### [Aim]
The answer is one number: how many lines hold the string "html".
--- Dataset excerpts ---
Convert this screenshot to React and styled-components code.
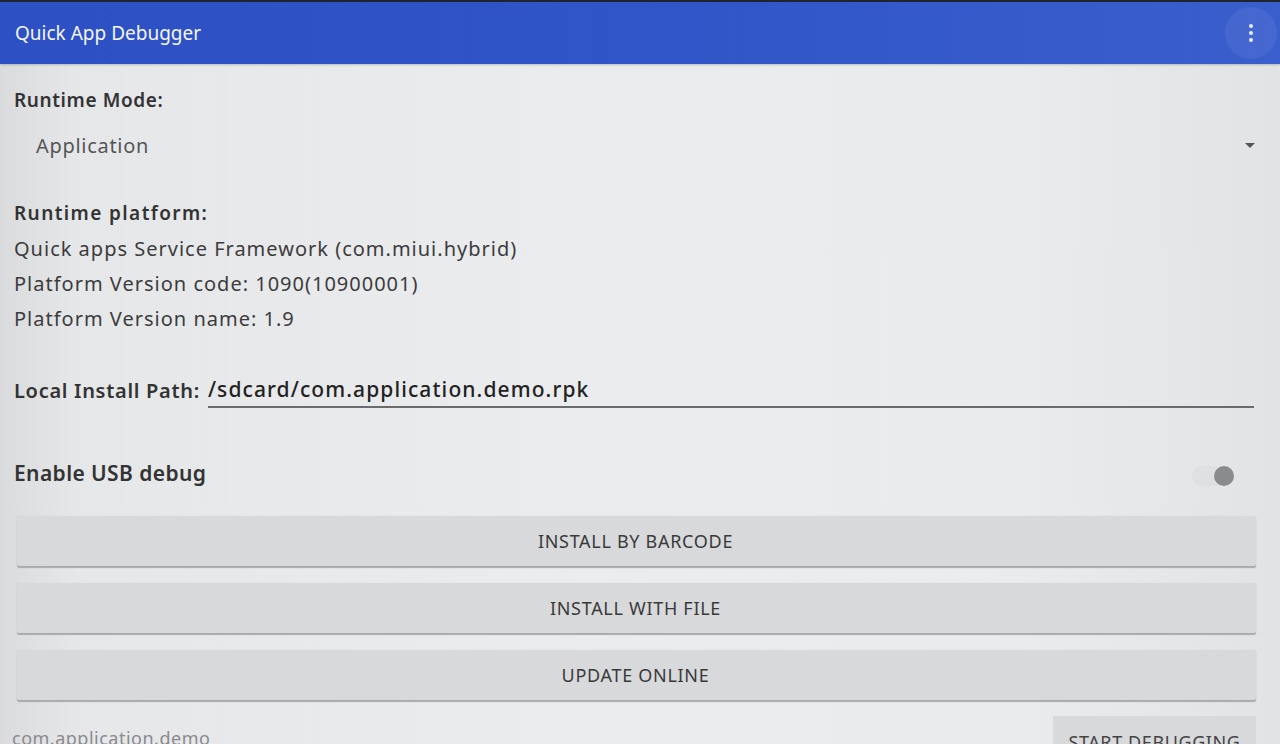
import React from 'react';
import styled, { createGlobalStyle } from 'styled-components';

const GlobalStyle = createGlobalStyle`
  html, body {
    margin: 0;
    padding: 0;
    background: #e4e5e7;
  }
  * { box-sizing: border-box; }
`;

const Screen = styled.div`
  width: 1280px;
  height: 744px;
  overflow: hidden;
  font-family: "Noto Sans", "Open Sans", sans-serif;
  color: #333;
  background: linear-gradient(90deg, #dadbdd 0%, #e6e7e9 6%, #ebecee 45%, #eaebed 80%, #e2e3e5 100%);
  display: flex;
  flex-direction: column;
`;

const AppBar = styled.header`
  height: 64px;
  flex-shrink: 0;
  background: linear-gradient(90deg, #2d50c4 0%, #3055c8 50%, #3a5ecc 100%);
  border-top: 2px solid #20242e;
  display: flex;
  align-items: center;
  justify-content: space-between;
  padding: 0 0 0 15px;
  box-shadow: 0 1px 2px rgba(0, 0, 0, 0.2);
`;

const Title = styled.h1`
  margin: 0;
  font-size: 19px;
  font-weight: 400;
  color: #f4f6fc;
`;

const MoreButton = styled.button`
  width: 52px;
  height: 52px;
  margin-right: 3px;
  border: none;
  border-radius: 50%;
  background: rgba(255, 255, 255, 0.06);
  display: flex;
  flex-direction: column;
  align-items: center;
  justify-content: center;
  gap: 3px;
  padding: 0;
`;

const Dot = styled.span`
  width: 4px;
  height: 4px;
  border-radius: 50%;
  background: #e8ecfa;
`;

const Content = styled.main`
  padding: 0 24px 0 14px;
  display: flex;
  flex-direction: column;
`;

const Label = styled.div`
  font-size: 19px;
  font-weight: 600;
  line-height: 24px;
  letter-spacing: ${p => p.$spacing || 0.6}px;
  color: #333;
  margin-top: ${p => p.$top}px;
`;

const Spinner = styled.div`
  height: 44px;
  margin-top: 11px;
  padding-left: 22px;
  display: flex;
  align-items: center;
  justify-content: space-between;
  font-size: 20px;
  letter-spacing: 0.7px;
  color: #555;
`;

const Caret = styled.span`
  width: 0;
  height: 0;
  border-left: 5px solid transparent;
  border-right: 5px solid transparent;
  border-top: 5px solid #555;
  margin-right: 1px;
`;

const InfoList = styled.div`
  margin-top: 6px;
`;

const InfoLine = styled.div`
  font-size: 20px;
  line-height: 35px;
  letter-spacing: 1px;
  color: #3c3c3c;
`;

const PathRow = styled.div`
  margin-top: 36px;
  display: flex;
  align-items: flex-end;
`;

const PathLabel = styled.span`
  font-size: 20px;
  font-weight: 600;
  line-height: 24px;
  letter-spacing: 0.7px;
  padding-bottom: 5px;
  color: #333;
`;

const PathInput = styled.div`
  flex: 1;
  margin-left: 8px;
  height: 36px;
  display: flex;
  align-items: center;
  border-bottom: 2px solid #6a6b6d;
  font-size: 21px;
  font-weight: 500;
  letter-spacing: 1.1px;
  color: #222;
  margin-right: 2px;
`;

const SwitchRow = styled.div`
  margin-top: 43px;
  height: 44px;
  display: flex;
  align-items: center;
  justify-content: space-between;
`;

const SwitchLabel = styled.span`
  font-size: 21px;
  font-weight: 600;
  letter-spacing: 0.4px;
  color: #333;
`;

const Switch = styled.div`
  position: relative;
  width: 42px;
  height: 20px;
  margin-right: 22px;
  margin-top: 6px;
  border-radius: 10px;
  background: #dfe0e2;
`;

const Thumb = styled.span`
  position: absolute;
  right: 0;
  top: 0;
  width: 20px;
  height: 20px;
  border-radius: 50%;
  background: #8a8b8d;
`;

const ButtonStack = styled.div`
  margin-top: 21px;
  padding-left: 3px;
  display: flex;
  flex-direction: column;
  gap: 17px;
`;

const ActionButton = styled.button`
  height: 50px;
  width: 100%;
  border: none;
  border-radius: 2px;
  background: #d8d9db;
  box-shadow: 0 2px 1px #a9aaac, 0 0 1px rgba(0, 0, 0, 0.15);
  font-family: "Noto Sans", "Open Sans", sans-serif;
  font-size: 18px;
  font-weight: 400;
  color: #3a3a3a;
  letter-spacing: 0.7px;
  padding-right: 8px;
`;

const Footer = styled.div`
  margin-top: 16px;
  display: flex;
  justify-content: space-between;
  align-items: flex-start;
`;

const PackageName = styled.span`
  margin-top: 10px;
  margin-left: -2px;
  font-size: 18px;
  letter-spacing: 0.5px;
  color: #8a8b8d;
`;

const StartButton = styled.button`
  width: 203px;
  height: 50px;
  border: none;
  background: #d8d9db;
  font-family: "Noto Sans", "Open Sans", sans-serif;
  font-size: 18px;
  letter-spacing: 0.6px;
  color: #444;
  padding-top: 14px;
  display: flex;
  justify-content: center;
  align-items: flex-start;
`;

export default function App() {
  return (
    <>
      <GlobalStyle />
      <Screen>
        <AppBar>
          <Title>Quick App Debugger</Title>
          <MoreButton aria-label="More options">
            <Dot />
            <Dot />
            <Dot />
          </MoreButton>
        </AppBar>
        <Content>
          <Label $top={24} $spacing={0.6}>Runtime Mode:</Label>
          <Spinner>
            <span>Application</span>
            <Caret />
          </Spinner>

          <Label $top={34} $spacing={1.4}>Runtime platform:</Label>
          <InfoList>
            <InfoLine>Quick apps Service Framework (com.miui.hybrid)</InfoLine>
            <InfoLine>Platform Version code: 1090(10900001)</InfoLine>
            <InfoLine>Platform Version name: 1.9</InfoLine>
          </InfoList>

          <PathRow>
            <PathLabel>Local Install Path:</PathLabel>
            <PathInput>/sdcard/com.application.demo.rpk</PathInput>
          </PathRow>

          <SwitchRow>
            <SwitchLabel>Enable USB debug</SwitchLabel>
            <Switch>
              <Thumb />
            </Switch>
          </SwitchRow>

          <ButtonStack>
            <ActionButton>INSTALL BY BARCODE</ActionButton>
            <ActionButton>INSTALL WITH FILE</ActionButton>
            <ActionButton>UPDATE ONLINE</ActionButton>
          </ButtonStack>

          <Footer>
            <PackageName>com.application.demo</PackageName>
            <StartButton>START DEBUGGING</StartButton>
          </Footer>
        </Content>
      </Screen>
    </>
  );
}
---
--- Dataset excerpts ---
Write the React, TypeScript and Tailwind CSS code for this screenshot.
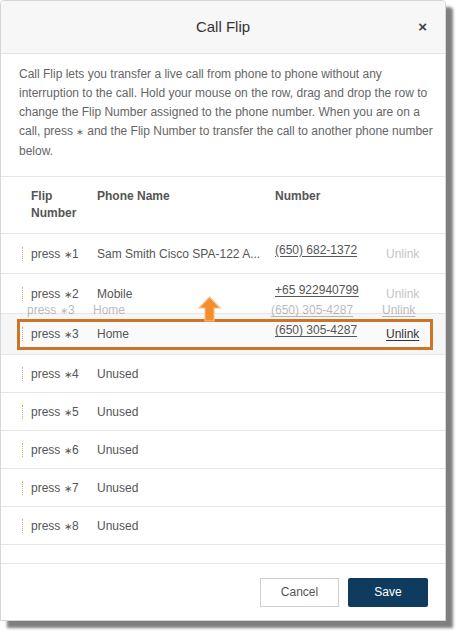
---
--- Dataset excerpts ---
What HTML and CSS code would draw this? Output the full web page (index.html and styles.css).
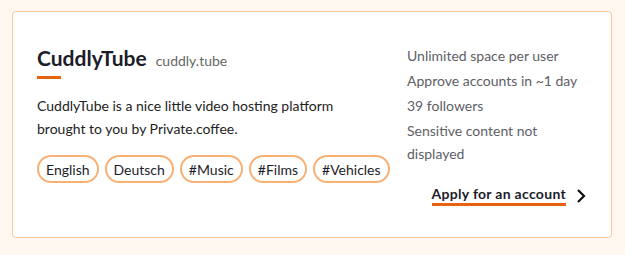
---
### [Exercise response]
2